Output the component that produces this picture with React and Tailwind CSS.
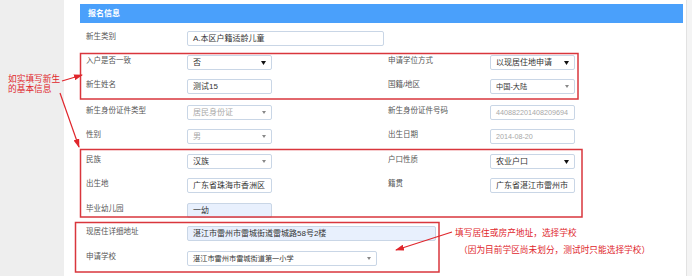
import React from 'react';

const BLACK_ARROW = 'black';
const GRAY_ARROW = 'gray';

// small select caret, two looks in the screenshot
const Caret = ({ kind }) =>
  kind === BLACK_ARROW ? (
    <svg width="5" height="4" viewBox="0 0 5 4" className="shrink-0">
      <polygon points="0,0 5,0 2.5,4" fill="#111" />
    </svg>
  ) : (
    <svg width="4" height="3" viewBox="0 0 4 3" className="shrink-0">
      <polygon points="0,0 4,0 2,3" fill="#888" />
    </svg>
  );

const Field = ({ value, width = 'w-[85px]', caret, muted, filled, small }) => (
  <div
    className={`flex h-[15px] items-center justify-between overflow-hidden rounded-[2px] border border-[#c9d6e6] pl-[5px] pr-[5px] ${width} ${
      filled ? 'bg-[#e8f0fd]' : 'bg-white'
    }`}
  >
    <span
      className={`whitespace-nowrap leading-none ${small ? 'text-[7.2px]' : 'text-[8px]'} ${
        muted ? 'text-[#a8a8a8]' : 'text-[#333]'
      }`}
    >
      {value}
    </span>
    {caret && <Caret kind={caret} />}
  </div>
);

const Label = ({ children, className = '' }) => (
  <div className={`shrink-0 pb-[3px] text-[7.5px] leading-none text-[#555] ${className}`}>{children}</div>
);

const Row = ({ mt, label, field, rightLabel, rightField }) => (
  <div className={`flex h-[15px] items-center ${mt}`}>
    <Label className="w-[107px] pl-[6px]">{label}</Label>
    <div className="w-[201px] shrink-0">{field}</div>
    {rightLabel && <Label className="w-[102px]">{rightLabel}</Label>}
    {rightField}
  </div>
);

const RED = '#d9363c';

export default function App() {
  return (
    <div className="relative flex h-[276px] w-[692px] overflow-hidden bg-white font-['Liberation_Sans','Noto_Sans_CJK_SC',sans-serif]">
      {/* left gray gutter with note */}
      <div className="w-[64px] shrink-0 bg-[#eeeeee] pl-[8px] pt-[74px] text-[8.7px] leading-[10px] text-[#e0262c]">
        <div className="whitespace-nowrap">如实填写新生</div>
        <div className="whitespace-nowrap">的基本信息</div>
      </div>

      <div className="w-[622px] shrink-0 pl-[16px] pt-[4px]">
        <div className="w-[603px]">
          <div className="flex h-[19px] items-center bg-[#4aa0fb] pl-[8px] text-[8px] font-bold text-white">
            报名信息
          </div>

          <div className="flex h-[15px] items-center mt-[8px]">
            <Label className="w-[107px] pl-[6px]">新生类别</Label>
            <Field value="A.本区户籍适龄儿童" width="w-[197px]" />
          </div>

          <Row
            mt="mt-[9px]"
            label="入户是否一致"
            field={<Field value="否" caret={BLACK_ARROW} />}
            rightLabel="申请学位方式"
            rightField={<Field value="以现居住地申请" caret={BLACK_ARROW} />}
          />
          <Row
            mt="mt-[9px]"
            label="新生姓名"
            field={<Field value="测试15" />}
            rightLabel="国籍/地区"
            rightField={<Field value="中国-大陆" caret={GRAY_ARROW} small />}
          />
          <Row
            mt="mt-[11px]"
            label="新生身份证件类型"
            field={<Field value="居民身份证" caret={GRAY_ARROW} muted />}
            rightLabel="新生身份证件号码"
            rightField={<Field value="440882201408209694" muted small />}
          />
          <Row
            mt="mt-[9px]"
            label="性别"
            field={<Field value="男" caret={GRAY_ARROW} muted />}
            rightLabel="出生日期"
            rightField={<Field value="2014-08-20" muted small />}
          />
          <Row
            mt="mt-[10px]"
            label="民族"
            field={<Field value="汉族" caret={GRAY_ARROW} />}
            rightLabel="户口性质"
            rightField={<Field value="农业户口" caret={BLACK_ARROW} />}
          />
          <Row
            mt="mt-[9px]"
            label="出生地"
            field={<Field value="广东省珠海市香洲区" />}
            rightLabel="籍贯"
            rightField={<Field value="广东省湛江市雷州市" />}
          />
          <Row mt="mt-[10px]" label="毕业幼儿园" field={<Field value="一幼" filled />} />

          <div className="flex h-[15px] items-center mt-[8px]">
            <Label className="w-[107px] pl-[6px]">现居住详细地址</Label>
            <Field value="湛江市雷州市雷城街道雷城路58号2楼" width="w-[249px]" filled />
            <div className="ml-[19px] whitespace-nowrap pb-[2px] text-[8.7px] leading-[10px] text-[#e0262c]">
              填写居住或房产地址，选择学校
            </div>
          </div>

          <div className="flex h-[15px] items-center mt-[10px]">
            <Label className="w-[107px] pl-[6px]">申请学校</Label>
            <Field value="湛江市雷州市雷城街道第一小学" width="w-[190px]" caret={GRAY_ARROW} small />
            <div className="-mt-[6px] ml-[82px] self-start whitespace-nowrap text-[8.7px] leading-[10px] text-[#e0262c]">
              （因为目前学区尚未划分，测试时只能选择学校）
            </div>
          </div>
        </div>
      </div>

      <div className="w-[6px] shrink-0 border-l border-[#e2e2e2] bg-[#f4f4f4]" />

      {/* annotation boxes and arrows drawn over the form */}
      <svg className="pointer-events-none absolute left-0 top-0" width="692" height="276">
        <defs>
          <marker id="ah" markerUnits="userSpaceOnUse" markerWidth="9" markerHeight="6" refX="8" refY="3" orient="auto">
            <polygon points="0,0 9,3 0,6" fill="#e0262c" />
          </marker>
        </defs>
        <rect x="80.5" y="53.5" width="497.5" height="45.5" fill="none" stroke={RED} strokeWidth="1.5" />
        <rect x="80.5" y="149.5" width="501.5" height="67.5" fill="none" stroke={RED} strokeWidth="1.5" />
        <rect x="75.5" y="222.5" width="363.5" height="49.5" fill="none" stroke={RED} strokeWidth="1.5" />
        <line x1="62" y1="81" x2="82" y2="75" stroke="#e0262c" strokeWidth="1.2" markerEnd="url(#ah)" />
        <line x1="60" y1="93" x2="79" y2="147" stroke="#e0262c" strokeWidth="1.2" markerEnd="url(#ah)" />
        <line x1="452" y1="232" x2="396" y2="250" stroke="#e0262c" strokeWidth="1.2" markerEnd="url(#ah)" />
      </svg>
    </div>
  );
}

Task:
Omitting all pictures, restate exactly the lines of the material from its start through the line that contains "const GRAY_ARROW = 'gray';".

Correct response:
Output the component that produces this picture with React and Tailwind CSS.
import React from 'react';

const BLACK_ARROW = 'black';
const GRAY_ARROW = 'gray';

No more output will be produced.